Ouachita

Total population
- merged into Caddo Confederacy

Regions with significant populations
- Louisiana

Languages
- Caddoan language

Religion
- Indigenous religion

Related ethnic groups
- other Caddo peoples

= Ouachita people =

Historical Native American tribe in Louisiana

The Ouachita were a Native American tribe who lived in northeastern Louisiana along the Ouachita River.

==History==
The Ouachita were loosely affiliated with the Caddo Confederacy. Their traditional homelands were the lower reaches of the Ouachita River in present-day northeastern Louisiana and along the Black River.
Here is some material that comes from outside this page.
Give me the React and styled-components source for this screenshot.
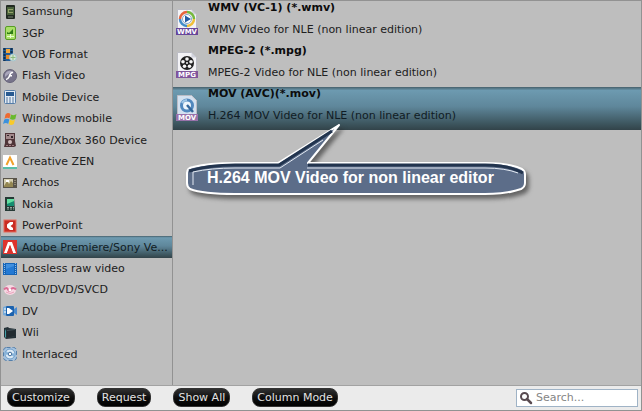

Around 1690, the tribe is believed to have settled at Pargoud Landing on the Ouachita River. This was later the site of a French trading post, and ultimately the present-day city of Monroe, Louisiana developed around it.

Jean-Baptiste Le Moyne, Sieur de Bienville, a French-Canadian colonizer, encountered the Ouachita people in 1700. He first met members of the tribe transporting salt to the Taensa. Bienville traveled to the principal Ouachita village, which he described as housing 70 people in five houses. The Ouachita assimilated into the Natchitoches tribe by the 1720s. Today's descendants are enrolled in the Caddo Nation of Oklahoma.

The Ouachita are known for their traditional practice of burying horses.

==Name==
According to the Encyclopedia of Oklahoma History and Culture, Ouachita is a French spelling of a Native word washita, which translates as "good hunting ground". Louis R. Harlan claimed that "Ouachita" is composed of the Choctaw words ouac for buffalo and chito for large, together meaning "country of large buffaloes". At one time, herds of buffalo inhabited the lowland areas of the Ouachitas. Historian Muriel H. Wright wrote that "Ouachita" is composed of the Choctaw words owa for hunt and chito for big, together meaning "big hunt far from home".

The Ouachita Mountains of Oklahoma and Arkansas and Ouachita River of Arkansas and Louisiana were named for the tribe, as was Lake Ouachita. The Washita River, Ouachita Parish, Louisiana, and Washita County, Oklahoma, were also named for the tribe, as well as the town of Washita, Oklahoma.

The tribe may also be known as the Yesito.